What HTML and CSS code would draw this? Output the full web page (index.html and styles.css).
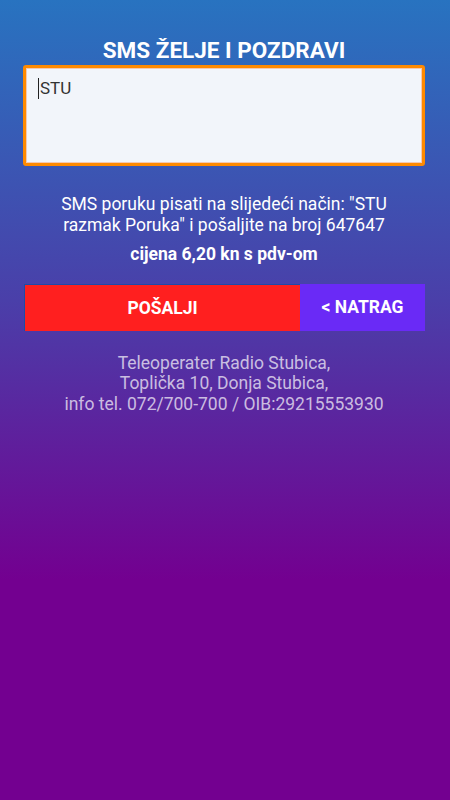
FILE: index.html
```html
<!DOCTYPE html>
<html lang="hr">
<head>
<meta charset="UTF-8" />
<meta name="viewport" content="width=device-width, initial-scale=1" />
<title>SMS želje i pozdravi</title>
<link rel="stylesheet" href="styles.css">
</head>
<body>
<div class="container">
  <h1>SMS ŽELJE I POZDRAVI</h1>
  <div class="message"><span class="caret"></span>STU</div>
  <p class="info">SMS poruku pisati na slijedeći način: "STU razmak Poruka" i pošaljite na broj 647647</p>
  <p class="price">cijena 6,20 kn s pdv-om</p>
  <div class="buttons">
    <div class="btn send">POŠALJI</div>
    <div class="btn back">&lt; NATRAG</div>
  </div>
  <div class="footer">Teleoperater Radio Stubica,<br>Toplička 10, Donja Stubica,<br>info tel. 072/700-700 / OIB:29215553930</div>
</div>
</body>
</html>
```

FILE: styles.css
```css
html, body {
  margin: 0;
  height: 100%;
}
body {
  font-family: Roboto, "Noto Sans", sans-serif;
  color: #ffffff;
  background: linear-gradient(#2873c0 0, #4a3fa9 300px, #730090 580px, #730090 100%);
  min-height: 800px;
}
.container {
  padding: 37px 25px 0 23px;
  text-align: center;
}
h1 {
  font-size: 22.5px;
  font-weight: bold;
  margin: 0 0 2px;
  line-height: 26px;
}
.message {
  border: 3px solid #ff8a00;
  border-radius: 3px;
  background-color: #f2f5fa;
  box-shadow: inset 0 0 0 1px #f6c9b0;
  color: #333;
  text-align: left;
  font-size: 17px;
  line-height: 22px;
  padding: 9px 12px;
  height: 77px;
}
.caret {
  display: inline-block;
  width: 1px;
  height: 21px;
  margin-right: 1px;
  background: #222;
  vertical-align: -5px;
}
.info {
  font-size: 17.5px;
  line-height: 20.5px;
  margin: 28px 30px 0;
}
.price {
  font-size: 17.5px;
  font-weight: bold;
  line-height: 20.5px;
  margin: 9px 0 0;
}
.buttons {
  display: flex;
  margin: 19px 0 0 1px;
  height: 47px;
}
.btn {
  font-size: 17.5px;
  font-weight: bold;
  display: flex;
  align-items: center;
  justify-content: center;
}
.send {
  width: 276px;
  background-color: #ff1f1f;
  border-top: 1px solid #1e4aa8;
  border-left: 1px solid #1e4aa8;
  box-sizing: border-box;
}
.back {
  flex: 1;
  background-color: #6a2af6;
}
.footer {
  font-size: 17.5px;
  line-height: 20.5px;
  color: rgba(255,255,255,0.7);
  margin-top: 22px;
}
```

● Problem: All of the lines above should be printed exactly, minus the pictures.

● Final answer:
What HTML and CSS code would draw this? Output the full web page (index.html and styles.css).
FILE: index.html
```html
<!DOCTYPE html>
<html lang="hr">
<head>
<meta charset="UTF-8" />
<meta name="viewport" content="width=device-width, initial-scale=1" />
<title>SMS želje i pozdravi</title>
<link rel="stylesheet" href="styles.css">
</head>
<body>
<div class="container">
  <h1>SMS ŽELJE I POZDRAVI</h1>
  <div class="message"><span class="caret"></span>STU</div>
  <p class="info">SMS poruku pisati na slijedeći način: "STU razmak Poruka" i pošaljite na broj 647647</p>
  <p class="price">cijena 6,20 kn s pdv-om</p>
  <div class="buttons">
    <div class="btn send">POŠALJI</div>
    <div class="btn back">&lt; NATRAG</div>
  </div>
  <div class="footer">Teleoperater Radio Stubica,<br>Toplička 10, Donja Stubica,<br>info tel. 072/700-700 / OIB:29215553930</div>
</div>
</body>
</html>
```

FILE: styles.css
```css
html, body {
  margin: 0;
  height: 100%;
}
body {
  font-family: Roboto, "Noto Sans", sans-serif;
  color: #ffffff;
  background: linear-gradient(#2873c0 0, #4a3fa9 300px, #730090 580px, #730090 100%);
  min-height: 800px;
}
.container {
  padding: 37px 25px 0 23px;
  text-align: center;
}
h1 {
  font-size: 22.5px;
  font-weight: bold;
  margin: 0 0 2px;
  line-height: 26px;
}
.message {
  border: 3px solid #ff8a00;
  border-radius: 3px;
  background-color: #f2f5fa;
  box-shadow: inset 0 0 0 1px #f6c9b0;
  color: #333;
  text-align: left;
  font-size: 17px;
  line-height: 22px;
  padding: 9px 12px;
  height: 77px;
}
.caret {
  display: inline-block;
  width: 1px;
  height: 21px;
  margin-right: 1px;
  background: #222;
  vertical-align: -5px;
}
.info {
  font-size: 17.5px;
  line-height: 20.5px;
  margin: 28px 30px 0;
}
.price {
  font-size: 17.5px;
  font-weight: bold;
  line-height: 20.5px;
  margin: 9px 0 0;
}
.buttons {
  display: flex;
  margin: 19px 0 0 1px;
  height: 47px;
}
.btn {
  font-size: 17.5px;
  font-weight: bold;
  display: flex;
  align-items: center;
  justify-content: center;
}
.send {
  width: 276px;
  background-color: #ff1f1f;
  border-top: 1px solid #1e4aa8;
  border-left: 1px solid #1e4aa8;
  box-sizing: border-box;
}
.back {
  flex: 1;
  background-color: #6a2af6;
}
.footer {
  font-size: 17.5px;
  line-height: 20.5px;
  color: rgba(255,255,255,0.7);
  margin-top: 22px;
}
```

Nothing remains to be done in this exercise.